Kathleen Raine's poetry is not a recent discovery for me - but it is a recent re-discovery. I'd forgotten just how perceptively she sees, and the lucid integrity with which she describes, the human condition. And there are lines that give voice to those subterranean longings that run through our souls, their sound the distant echoes of what we have lost or have never yet found. Her poetry is imaginative and wondering, mystic without being vague, compassionate but avoiding indulgent sentiment that distorts the vision of what life is at its most real, and what it might be if only we had the courage to see it and say it and live it with honesty and freedom. Some of her poems exemplify the poet at her most visionary and prophetic, able to play with ideas that are light or dark, allusive yet descriptive of her way of seeing the world, and beyond.

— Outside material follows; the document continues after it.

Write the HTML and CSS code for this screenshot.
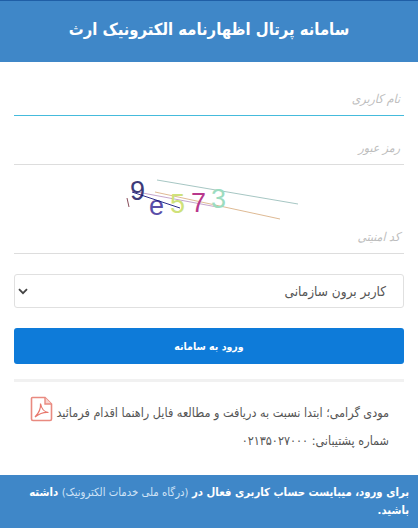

Here's one.
WORLD'S MUSIC CHANGES
World's music changes:
The spheres no longer sing to us
Those harmonies
That raised cathedral arches,
Walls of cities.
Soundings of chaos
Dislodge the keystone of our dreams,
Built high, laid low:
Hearing we echo
Rumours of the abyss.
There was a time
To build those cloud-capped towers,
Imagined palaces, heavenly houses,
But a new age brings
A time to undo, to unknow.
There are few poems I know that so succinctly define post Christendom and the Post-modern malaise of the spirit, as Christians struggle to come to terms with a fading tradition, lost influence, the confused climate of moral life and the intellectual challenge of transposing the Gospel into a different key for a different and changing age. In my own canon of poets R S Thomas comes closet to her in voice and in the unflinching honesty with which he sees the world. More of Raine in the next few days.